Dataset entries:
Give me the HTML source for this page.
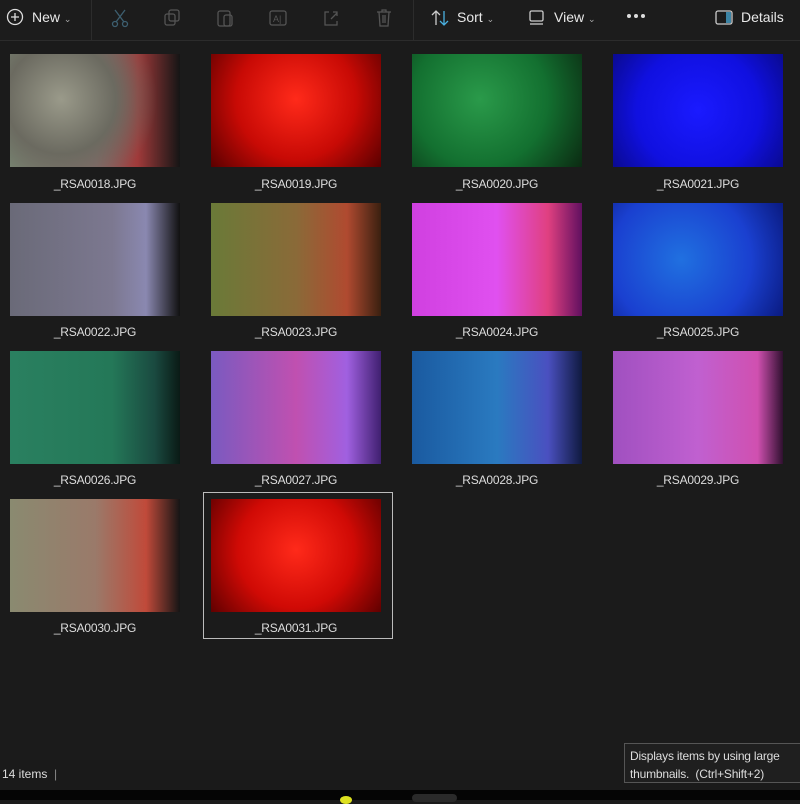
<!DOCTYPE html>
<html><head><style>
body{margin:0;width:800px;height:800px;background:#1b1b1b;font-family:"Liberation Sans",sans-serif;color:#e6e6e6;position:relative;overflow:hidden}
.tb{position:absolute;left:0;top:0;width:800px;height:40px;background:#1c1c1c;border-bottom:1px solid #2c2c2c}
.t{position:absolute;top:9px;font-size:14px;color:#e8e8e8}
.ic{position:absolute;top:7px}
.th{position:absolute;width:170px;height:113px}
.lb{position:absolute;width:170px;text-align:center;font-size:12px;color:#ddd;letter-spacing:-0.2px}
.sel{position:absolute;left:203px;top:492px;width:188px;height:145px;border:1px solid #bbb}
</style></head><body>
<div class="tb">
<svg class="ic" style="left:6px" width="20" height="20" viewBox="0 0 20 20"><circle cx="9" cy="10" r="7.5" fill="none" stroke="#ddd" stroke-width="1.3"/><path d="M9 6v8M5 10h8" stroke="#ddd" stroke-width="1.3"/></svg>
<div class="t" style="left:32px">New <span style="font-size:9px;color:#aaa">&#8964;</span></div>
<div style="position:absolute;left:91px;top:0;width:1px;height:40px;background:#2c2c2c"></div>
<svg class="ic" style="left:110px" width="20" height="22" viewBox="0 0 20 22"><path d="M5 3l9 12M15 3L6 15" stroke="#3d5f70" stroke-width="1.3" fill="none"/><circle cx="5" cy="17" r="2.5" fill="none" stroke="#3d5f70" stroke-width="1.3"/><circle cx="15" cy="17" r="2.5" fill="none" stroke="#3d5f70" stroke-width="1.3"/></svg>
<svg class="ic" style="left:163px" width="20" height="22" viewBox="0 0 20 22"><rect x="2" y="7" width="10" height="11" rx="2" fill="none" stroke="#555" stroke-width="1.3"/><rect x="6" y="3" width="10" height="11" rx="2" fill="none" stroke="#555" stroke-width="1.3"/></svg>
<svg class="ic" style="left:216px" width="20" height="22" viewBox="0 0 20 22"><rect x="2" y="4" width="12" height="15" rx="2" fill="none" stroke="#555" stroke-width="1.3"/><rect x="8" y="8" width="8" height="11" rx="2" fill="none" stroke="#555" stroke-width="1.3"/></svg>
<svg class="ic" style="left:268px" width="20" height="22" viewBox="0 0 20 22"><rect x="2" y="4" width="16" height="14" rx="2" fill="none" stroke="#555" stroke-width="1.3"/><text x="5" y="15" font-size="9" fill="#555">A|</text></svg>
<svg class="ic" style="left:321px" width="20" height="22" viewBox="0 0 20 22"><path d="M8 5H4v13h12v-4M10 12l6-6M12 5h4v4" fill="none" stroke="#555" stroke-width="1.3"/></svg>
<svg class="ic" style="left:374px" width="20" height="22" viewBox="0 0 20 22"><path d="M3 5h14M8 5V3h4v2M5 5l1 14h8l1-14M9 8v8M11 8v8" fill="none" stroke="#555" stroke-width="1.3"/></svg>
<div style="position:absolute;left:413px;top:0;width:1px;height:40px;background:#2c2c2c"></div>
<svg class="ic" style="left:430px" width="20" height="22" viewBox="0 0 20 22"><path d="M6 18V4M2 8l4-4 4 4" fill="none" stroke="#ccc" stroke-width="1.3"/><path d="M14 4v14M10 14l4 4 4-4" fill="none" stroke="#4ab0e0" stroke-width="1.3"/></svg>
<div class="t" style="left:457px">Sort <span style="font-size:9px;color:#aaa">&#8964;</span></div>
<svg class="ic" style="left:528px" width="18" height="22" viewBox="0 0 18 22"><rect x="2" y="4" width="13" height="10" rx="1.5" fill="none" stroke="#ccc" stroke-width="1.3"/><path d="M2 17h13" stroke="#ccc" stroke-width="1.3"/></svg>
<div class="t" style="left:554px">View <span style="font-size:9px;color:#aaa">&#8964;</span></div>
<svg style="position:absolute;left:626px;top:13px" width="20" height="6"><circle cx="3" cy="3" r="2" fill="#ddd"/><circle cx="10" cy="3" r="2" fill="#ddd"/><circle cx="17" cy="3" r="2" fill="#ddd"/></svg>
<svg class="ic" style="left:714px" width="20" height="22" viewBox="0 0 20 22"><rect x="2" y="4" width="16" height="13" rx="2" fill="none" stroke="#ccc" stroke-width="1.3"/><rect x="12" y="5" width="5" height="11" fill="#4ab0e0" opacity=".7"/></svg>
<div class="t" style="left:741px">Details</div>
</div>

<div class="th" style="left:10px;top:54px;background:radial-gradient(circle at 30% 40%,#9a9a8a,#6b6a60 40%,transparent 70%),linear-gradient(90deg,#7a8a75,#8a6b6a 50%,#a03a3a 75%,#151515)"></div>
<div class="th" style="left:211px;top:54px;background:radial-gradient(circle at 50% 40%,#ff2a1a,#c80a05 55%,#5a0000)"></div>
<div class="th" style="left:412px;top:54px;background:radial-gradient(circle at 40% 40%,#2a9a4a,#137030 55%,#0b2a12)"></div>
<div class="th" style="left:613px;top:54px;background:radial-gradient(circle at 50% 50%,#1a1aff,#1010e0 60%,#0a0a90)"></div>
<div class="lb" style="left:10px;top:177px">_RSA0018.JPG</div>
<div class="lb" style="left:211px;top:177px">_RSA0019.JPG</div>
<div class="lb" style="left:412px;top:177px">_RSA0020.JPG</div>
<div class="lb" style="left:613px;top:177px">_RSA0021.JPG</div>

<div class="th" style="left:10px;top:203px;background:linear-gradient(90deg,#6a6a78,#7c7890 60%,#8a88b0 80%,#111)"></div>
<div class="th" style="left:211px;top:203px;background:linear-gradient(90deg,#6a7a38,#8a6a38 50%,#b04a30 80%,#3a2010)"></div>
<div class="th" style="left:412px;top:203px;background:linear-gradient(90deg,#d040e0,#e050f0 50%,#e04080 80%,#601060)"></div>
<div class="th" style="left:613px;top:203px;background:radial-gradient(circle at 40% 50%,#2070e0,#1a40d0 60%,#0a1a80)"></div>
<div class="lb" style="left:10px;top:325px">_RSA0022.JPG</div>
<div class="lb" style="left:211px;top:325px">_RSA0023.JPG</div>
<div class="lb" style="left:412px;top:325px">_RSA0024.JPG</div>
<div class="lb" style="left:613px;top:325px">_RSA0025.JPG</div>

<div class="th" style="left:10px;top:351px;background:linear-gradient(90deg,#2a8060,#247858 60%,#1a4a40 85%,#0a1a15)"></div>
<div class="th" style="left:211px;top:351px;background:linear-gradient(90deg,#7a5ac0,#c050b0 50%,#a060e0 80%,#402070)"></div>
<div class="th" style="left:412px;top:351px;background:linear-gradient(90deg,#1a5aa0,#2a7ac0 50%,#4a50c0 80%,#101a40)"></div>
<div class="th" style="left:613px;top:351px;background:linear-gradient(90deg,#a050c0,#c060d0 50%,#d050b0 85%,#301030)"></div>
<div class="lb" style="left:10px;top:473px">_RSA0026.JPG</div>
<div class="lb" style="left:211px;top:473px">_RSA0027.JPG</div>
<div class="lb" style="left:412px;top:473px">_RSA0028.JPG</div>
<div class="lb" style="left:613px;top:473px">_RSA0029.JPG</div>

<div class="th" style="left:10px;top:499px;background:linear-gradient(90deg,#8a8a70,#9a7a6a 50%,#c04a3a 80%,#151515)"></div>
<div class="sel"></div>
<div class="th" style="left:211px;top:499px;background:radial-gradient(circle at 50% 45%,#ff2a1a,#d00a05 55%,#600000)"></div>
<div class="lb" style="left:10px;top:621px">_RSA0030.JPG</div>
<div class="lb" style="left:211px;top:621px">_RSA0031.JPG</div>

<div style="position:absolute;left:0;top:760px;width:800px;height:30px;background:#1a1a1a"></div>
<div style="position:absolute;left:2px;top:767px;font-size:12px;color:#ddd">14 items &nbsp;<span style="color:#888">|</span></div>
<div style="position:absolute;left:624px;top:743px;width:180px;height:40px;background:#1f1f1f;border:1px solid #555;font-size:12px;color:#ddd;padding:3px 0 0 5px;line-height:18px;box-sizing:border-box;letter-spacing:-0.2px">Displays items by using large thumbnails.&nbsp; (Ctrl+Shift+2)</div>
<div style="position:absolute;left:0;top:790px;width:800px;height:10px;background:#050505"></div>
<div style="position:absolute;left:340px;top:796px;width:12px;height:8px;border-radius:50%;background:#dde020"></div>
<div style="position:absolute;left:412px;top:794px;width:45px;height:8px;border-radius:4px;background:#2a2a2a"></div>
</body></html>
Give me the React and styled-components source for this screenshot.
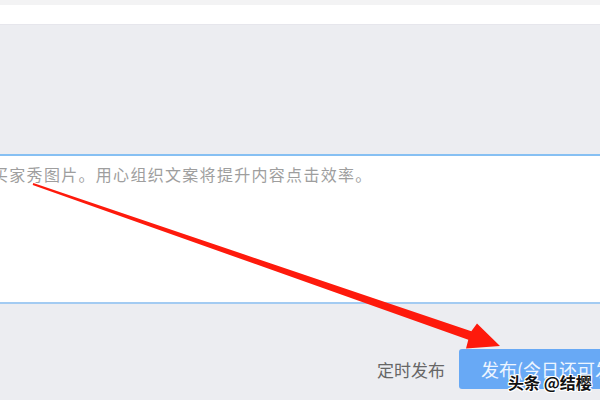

The task: Pick out each line in the material containing "source".

Written response:
Give me the HTML source for this page.
Give me the React and styled-components source for this screenshot.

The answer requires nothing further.